The Dell may be using IPS but take note that from what i heard its the newer mass produced E-IPS rather then S-IPS.

If your system support, set your monitor and graphic card as well as printer colorspace to SRGB if your camera have option for SRGB. That way, callibration not really needed unless die die need super accurate color or using adobe colorspace workflow..
 

Reportage you should check and read some of the review with reports (text and charts) on each mode ie sRGB, Adobe and look carefully at the calibration report chart. In some cases setting to sRGB mode results in the monitor displaying most parts of the Official sRGB color range, if the monitor had been calibrated in normal mode most time the calibrator will will up with monitor displaying a little more than the Official sRGB color range.

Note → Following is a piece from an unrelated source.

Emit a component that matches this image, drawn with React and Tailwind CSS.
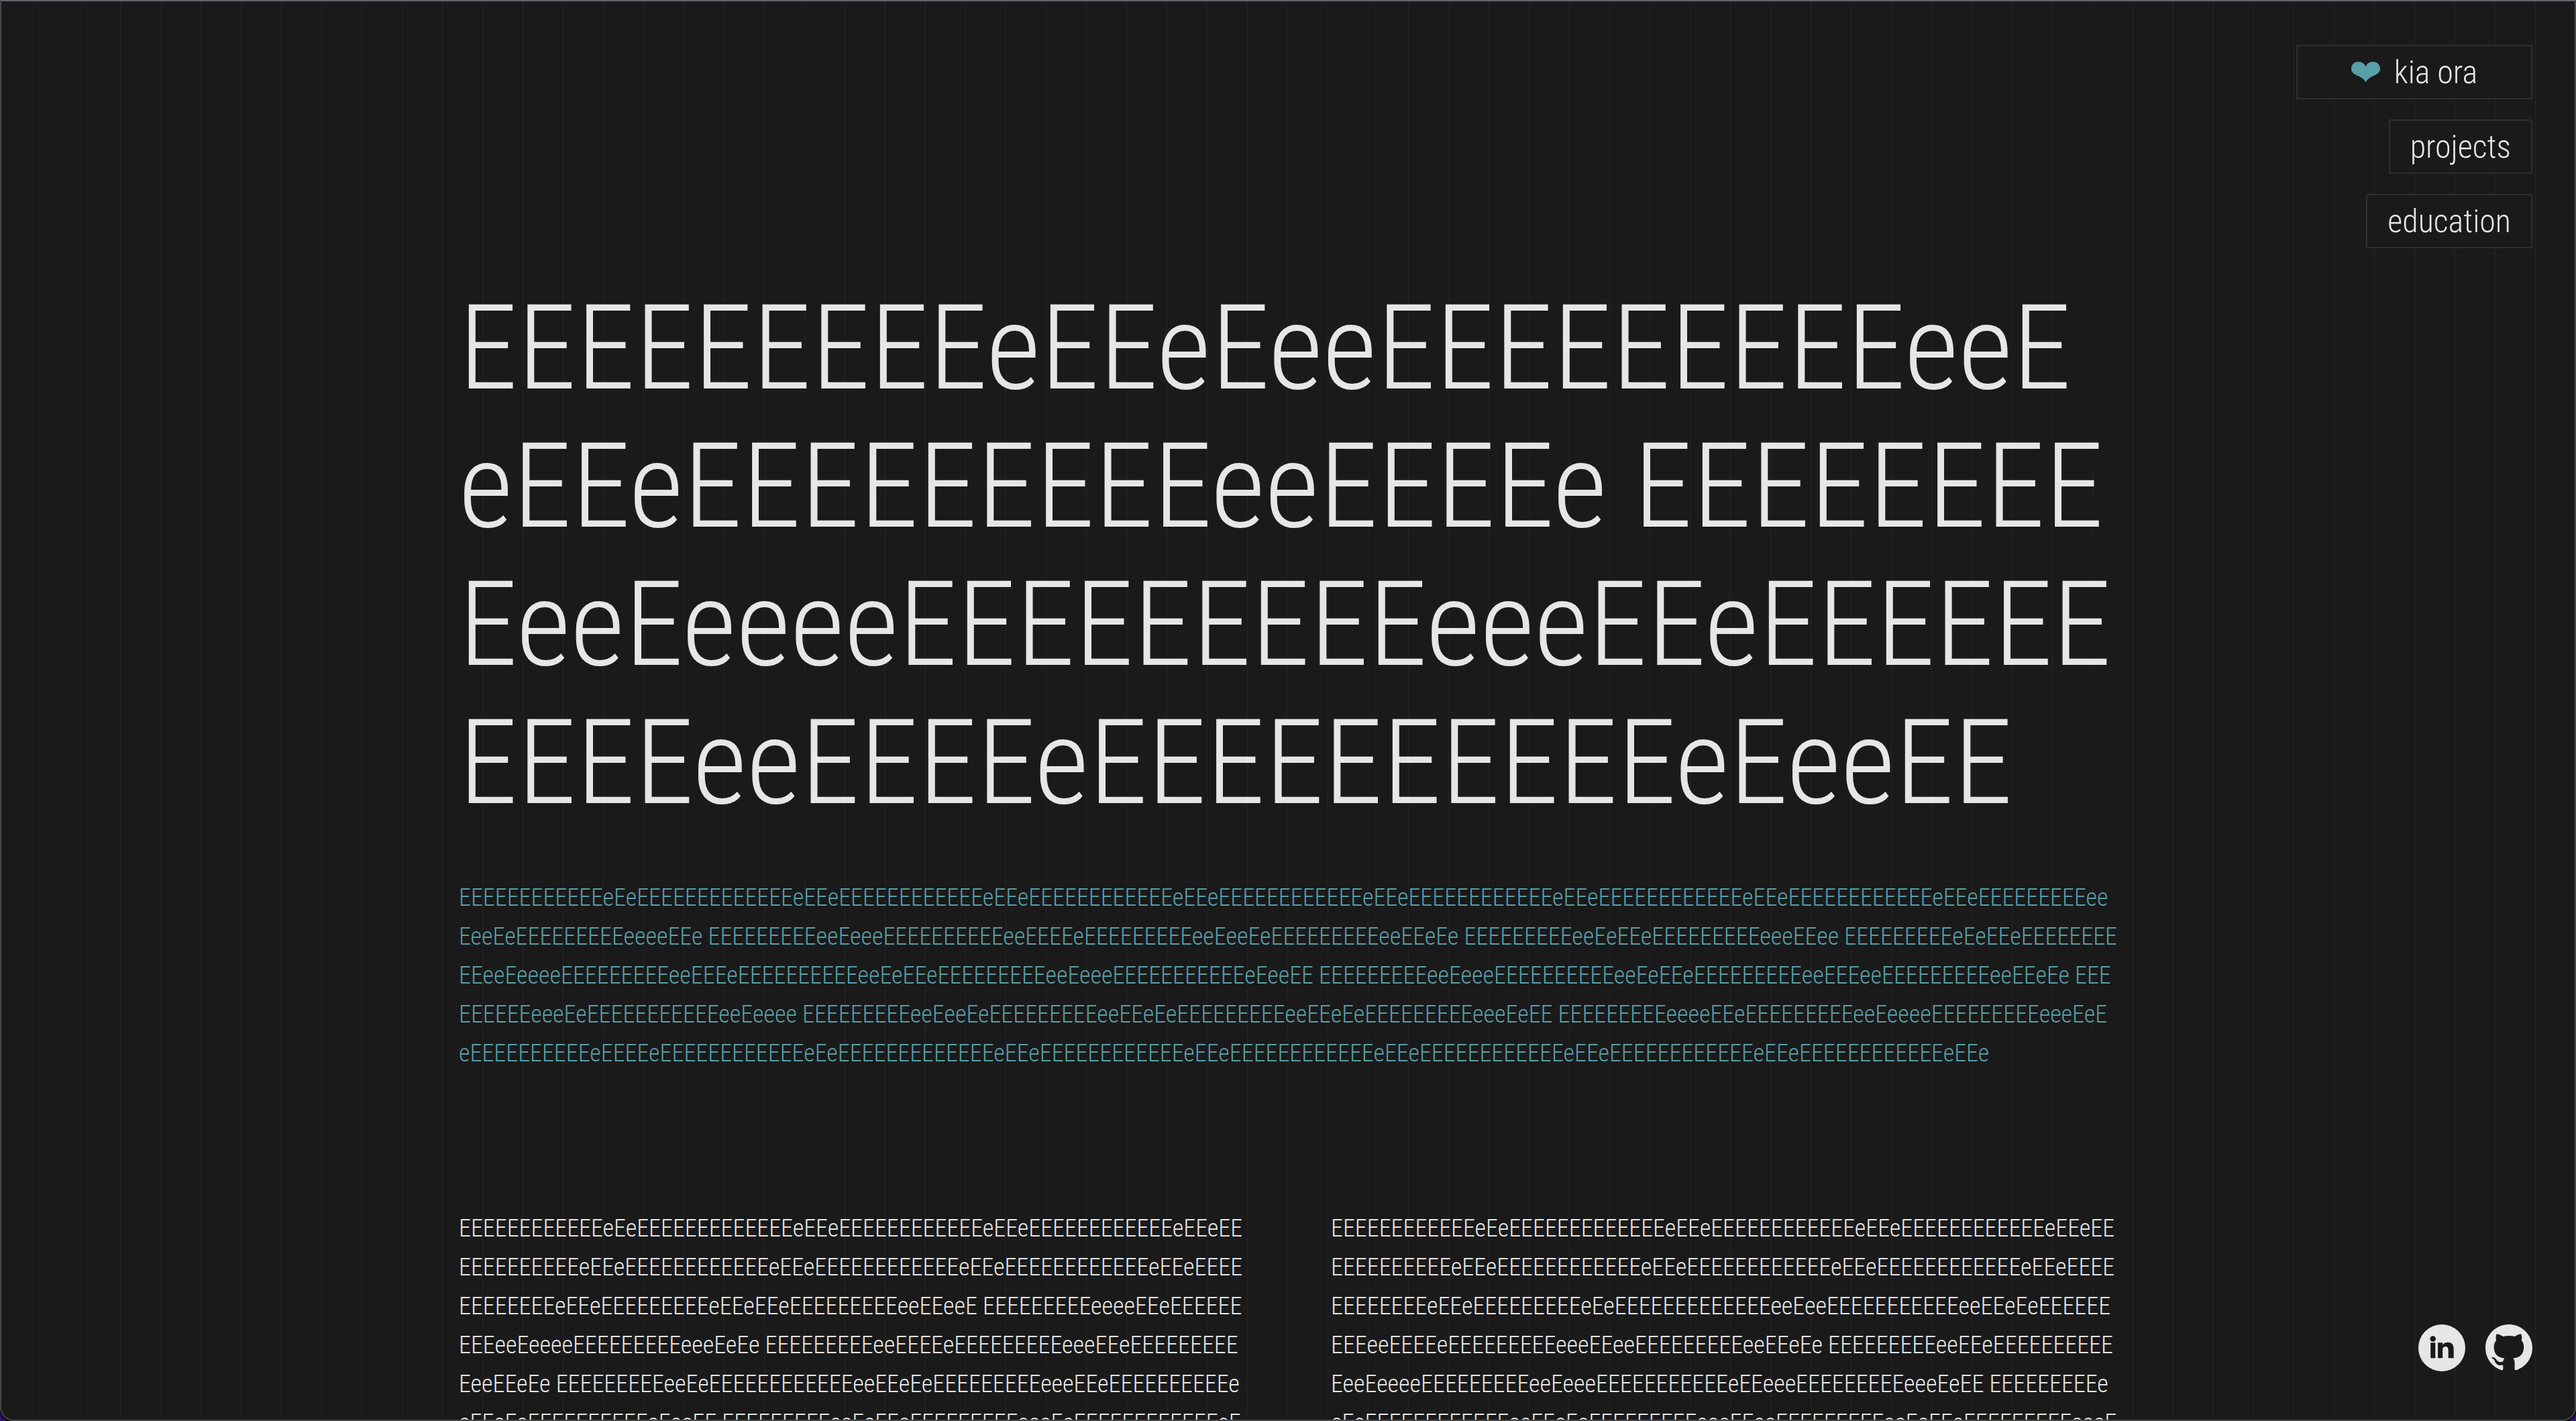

Color accuracy means different things to different people - I accept that. My suggestion is always to get it as accurate as possible - costs for the tools have come down - in past a calibrator was a 4 digit value item; it's now under $400 even if 4 people share one unit - that wow $100 a person.
 

If your system support, set your monitor and graphic card as well as printer colorspace to SRGB if your camera have option for SRGB. That way, callibration not really needed unless die die need super accurate color or using adobe colorspace workflow..
Well, have you ever calibrated a monitor that came fresh from the shop in standard settings and compared Before and After? You should.. and then review your statement. In short: whatever comes from the shop is far from being accurate and for a proper calibration all elements have to be included. Graphics card drivers comes with prepared profiles, always good to throw off the accuracy.
Secondly: setting camera and software to sRGB has nothing to do with calibrating. Please do some reading for your own good.